WHEN I decided to be honest about why I was quitting my job, my one big worry was not becoming a gory old head on a pike. I didn't want to scare young women off careers in journalism and/or politics, making them think it was impossible to combine such jobs with families and therefore pointless trying.
One or two of you commenting on this blog and the Twitter feed have now made me worry about that again.
It's similar to the endless hysteria about late motherhood. Warnings from some IVF specialists that women underestimate how difficult it may be to get pregnant in their late 30s were well meant, and reflect their experience of seeing an awful lot of women desperate to conceive.
But the resulting media furore over "career women" delaying motherhood (why always "career women"? do men have nothing to do with it?) risks unnecessarily panicking women into thinking that if they're not pregnant by 30 they are doomed, when for a sizeable proportion it all works out fine.
So to canopenergirl (with your amazing sounding life among the gun-crazed generals - are you a journalist, or a mercenary?) and others , I just want to say: it's always, always worth a try. Better a few years of a fabulously exciting career than a lifetime of boredom, even if the exciting bit has to change after children (and it doesn't always: it didn't stop CNN's Christiane Annanpour, or the war reporter Christina Lamb).
Wing it for a bit and see what happens: if it doesn't work out, you can always do something more manageable, but if you don't try then you'll always wonder. Work culture is still changing, and by the time current graduates hit the childbearing years things could look very different.
But (and this is a point another poster, Louise, made rather well) I do wonder what my generation of women could tell their teenage daughters - and indeed sons - that would make it easier for them to do the work/family thing.
I can't pretend I planned either of these, but with hindsight two things that accidentally helped me were picking a career that's adaptable (writing can be done in a newsroom/at home/fulltime/parttime/ and is useful in a lot of different jobs); and marrying someone who didn't have fixed ideas about what I "should" be doing.
But I now wish I'd blown less money on vodka and cabs in my childless 20s, and put more aside for financially lean years now. (Not sure how I would have convinced my twentysomething self of this, but anyway).
So what do you wish you'd known at 18?

11 comments:

  1. I don't know about 18, but in my pre-kid 20's I wish I'd realized how much discretionary time I had and valued it a bit more!

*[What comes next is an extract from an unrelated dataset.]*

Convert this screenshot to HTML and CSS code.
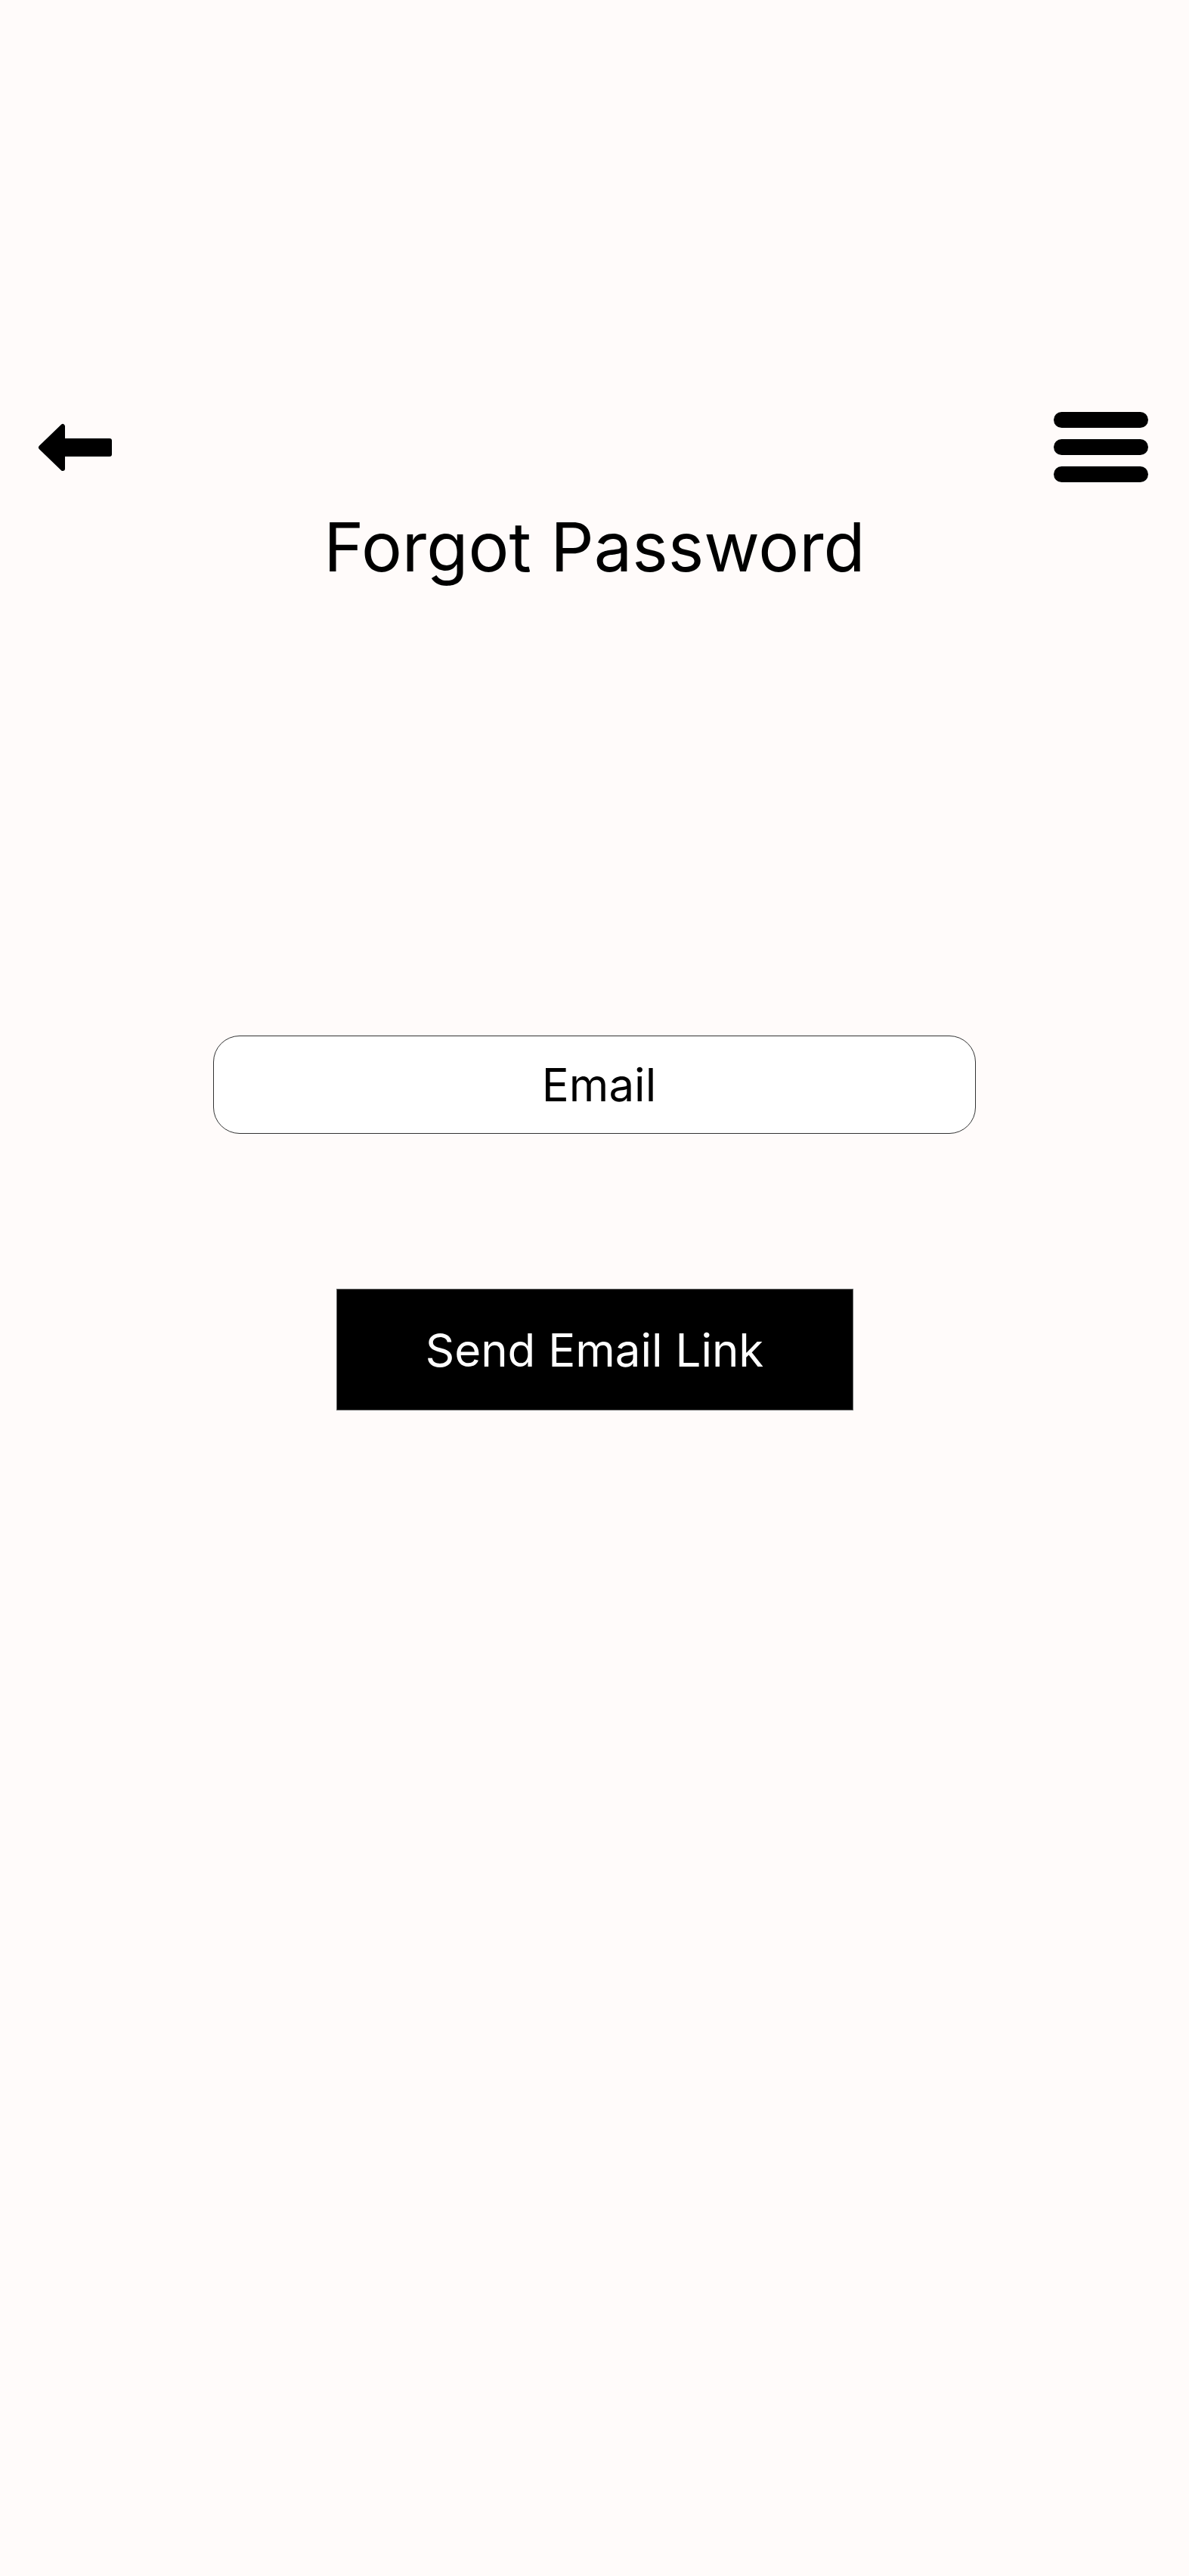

    I became a stay-at-home mom when my first child was born. (My career was not even remotely exciting enough to entice me back.) I'm happy with my choice, but I do wonder what to tell my daughter sometimes. I like the perspective that you offer. Unlike myself (so far*), I hope that she has an opportunity to do work that is fascinating and invigorating and get paid for it. I hope above all else that she stays in contact with her deepest self and finds a way to be joyful in her life, whatever decisions that leads her to make.

    *I hope to find invigorating paid work for myself one day too. For me, it will just be a later chapter of life instead of an earlier one. There's no rule that says all great things must come in the first half of one's life!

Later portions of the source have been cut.